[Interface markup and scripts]
__________________________________________________

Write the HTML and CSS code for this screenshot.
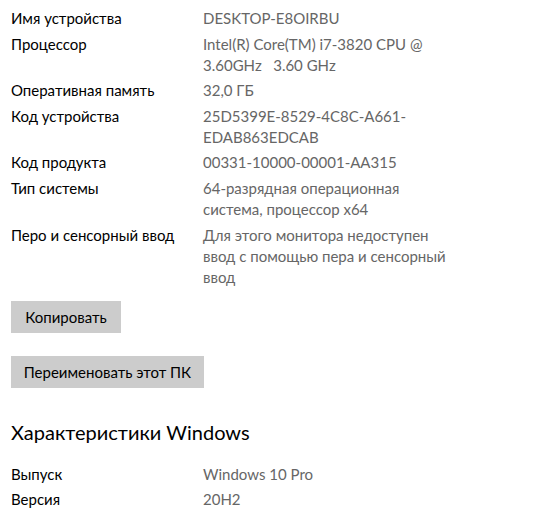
FILE: index.html
```html
<!DOCTYPE html>
<html lang="ru">
<head>
    <meta charset="UTF-8">
    <title>О программе</title>
    <link rel="stylesheet" href="styles.css">
</head>
<body>
    <div class="about">
        <dl class="specs">
            <div class="spec-row">
                <dt>Имя устройства</dt>
                <dd>DESKTOP-E8OIRBU</dd>
            </div>
            <div class="spec-row">
                <dt>Процессор</dt>
                <dd>Intel(R) Core(TM) i7-3820 CPU @<br>3.60GHz&nbsp;&nbsp; 3.60 GHz</dd>
            </div>
            <div class="spec-row">
                <dt>Оперативная память</dt>
                <dd>32,0 ГБ</dd>
            </div>
            <div class="spec-row">
                <dt>Код устройства</dt>
                <dd>25D5399E-8529-4C8C-A661-<br>EDAB863EDCAB</dd>
            </div>
            <div class="spec-row">
                <dt>Код продукта</dt>
                <dd>00331-10000-00001-AA315</dd>
            </div>
            <div class="spec-row">
                <dt>Тип системы</dt>
                <dd>64-разрядная операционная<br>система, процессор x64</dd>
            </div>
            <div class="spec-row">
                <dt>Перо и сенсорный ввод</dt>
                <dd>Для этого монитора недоступен<br>ввод с помощью пера и сенсорный<br>ввод</dd>
            </div>
        </dl>

        <button class="btn btn-copy" type="button">Копировать</button>
        <button class="btn btn-rename" type="button">Переименовать этот ПК</button>

        <h2 class="section-title">Характеристики Windows</h2>

        <dl class="specs">
            <div class="spec-row">
                <dt>Выпуск</dt>
                <dd>Windows 10 Pro</dd>
            </div>
            <div class="spec-row">
                <dt>Версия</dt>
                <dd>20H2</dd>
            </div>
        </dl>
    </div>
</body>
</html>
```

FILE: styles.css
```css
body {
    margin: 0;
    background-color: #fff;
    color: #000;
    font-family: 'Lato', 'Noto Sans', sans-serif;
    font-size: 15px;
}

.about {
    padding: 8px 0 0 11px;
    display: flex;
    flex-direction: column;
    align-items: flex-start;
}

.specs {
    margin: 0;
}

.spec-row {
    display: grid;
    grid-template-columns: 192px 260px;
    line-height: 21px;
    margin-bottom: 4.6px;
}

.spec-row dt {
    color: #000;
}

.spec-row dd {
    margin: 0;
    color: #666;
    white-space: nowrap;
}

.btn {
    font-family: inherit;
    font-size: 15px;
    color: #000;
    background-color: #ccc;
    border: none;
    height: 32px;
    padding: 0;
    margin: 0;
    white-space: nowrap;
}

.btn-copy {
    margin-top: 8.4px;
    width: 110px;
}

.btn-rename {
    margin-top: 23px;
    width: 193px;
}

.section-title {
    margin: 30px 0 18px;
    font-size: 20px;
    font-weight: normal;
    line-height: 28px;
}
```
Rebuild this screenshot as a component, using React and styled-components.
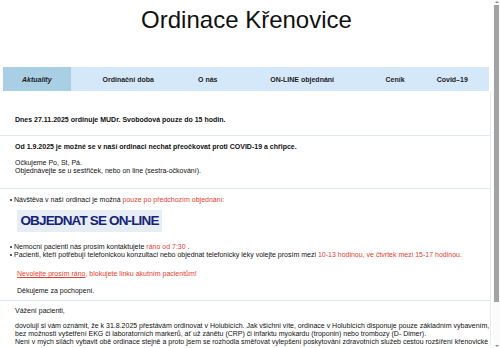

__________________________________________________

WHAT YOU SHOULD DO =>
All the material shown above is to be copied exactly, with no pictures carried over.

RESULT FOR THIS TASK =>
Write the HTML and CSS code for this screenshot.
FILE: index.html
```html
<!DOCTYPE html>
<html lang="ru">
<head>
    <meta charset="UTF-8">
    <title>О программе</title>
    <link rel="stylesheet" href="styles.css">
</head>
<body>
    <div class="about">
        <dl class="specs">
            <div class="spec-row">
                <dt>Имя устройства</dt>
                <dd>DESKTOP-E8OIRBU</dd>
            </div>
            <div class="spec-row">
                <dt>Процессор</dt>
                <dd>Intel(R) Core(TM) i7-3820 CPU @<br>3.60GHz&nbsp;&nbsp; 3.60 GHz</dd>
            </div>
            <div class="spec-row">
                <dt>Оперативная память</dt>
                <dd>32,0 ГБ</dd>
            </div>
            <div class="spec-row">
                <dt>Код устройства</dt>
                <dd>25D5399E-8529-4C8C-A661-<br>EDAB863EDCAB</dd>
            </div>
            <div class="spec-row">
                <dt>Код продукта</dt>
                <dd>00331-10000-00001-AA315</dd>
            </div>
            <div class="spec-row">
                <dt>Тип системы</dt>
                <dd>64-разрядная операционная<br>система, процессор x64</dd>
            </div>
            <div class="spec-row">
                <dt>Перо и сенсорный ввод</dt>
                <dd>Для этого монитора недоступен<br>ввод с помощью пера и сенсорный<br>ввод</dd>
            </div>
        </dl>

        <button class="btn btn-copy" type="button">Копировать</button>
        <button class="btn btn-rename" type="button">Переименовать этот ПК</button>

        <h2 class="section-title">Характеристики Windows</h2>

        <dl class="specs">
            <div class="spec-row">
                <dt>Выпуск</dt>
                <dd>Windows 10 Pro</dd>
            </div>
            <div class="spec-row">
                <dt>Версия</dt>
                <dd>20H2</dd>
            </div>
        </dl>
    </div>
</body>
</html>
```

FILE: styles.css
```css
body {
    margin: 0;
    background-color: #fff;
    color: #000;
    font-family: 'Lato', 'Noto Sans', sans-serif;
    font-size: 15px;
}

.about {
    padding: 8px 0 0 11px;
    display: flex;
    flex-direction: column;
    align-items: flex-start;
}

.specs {
    margin: 0;
}

.spec-row {
    display: grid;
    grid-template-columns: 192px 260px;
    line-height: 21px;
    margin-bottom: 4.6px;
}

.spec-row dt {
    color: #000;
}

.spec-row dd {
    margin: 0;
    color: #666;
    white-space: nowrap;
}

.btn {
    font-family: inherit;
    font-size: 15px;
    color: #000;
    background-color: #ccc;
    border: none;
    height: 32px;
    padding: 0;
    margin: 0;
    white-space: nowrap;
}

.btn-copy {
    margin-top: 8.4px;
    width: 110px;
}

.btn-rename {
    margin-top: 23px;
    width: 193px;
}

.section-title {
    margin: 30px 0 18px;
    font-size: 20px;
    font-weight: normal;
    line-height: 28px;
}
```
Rebuild this screenshot as a component, using React and styled-components.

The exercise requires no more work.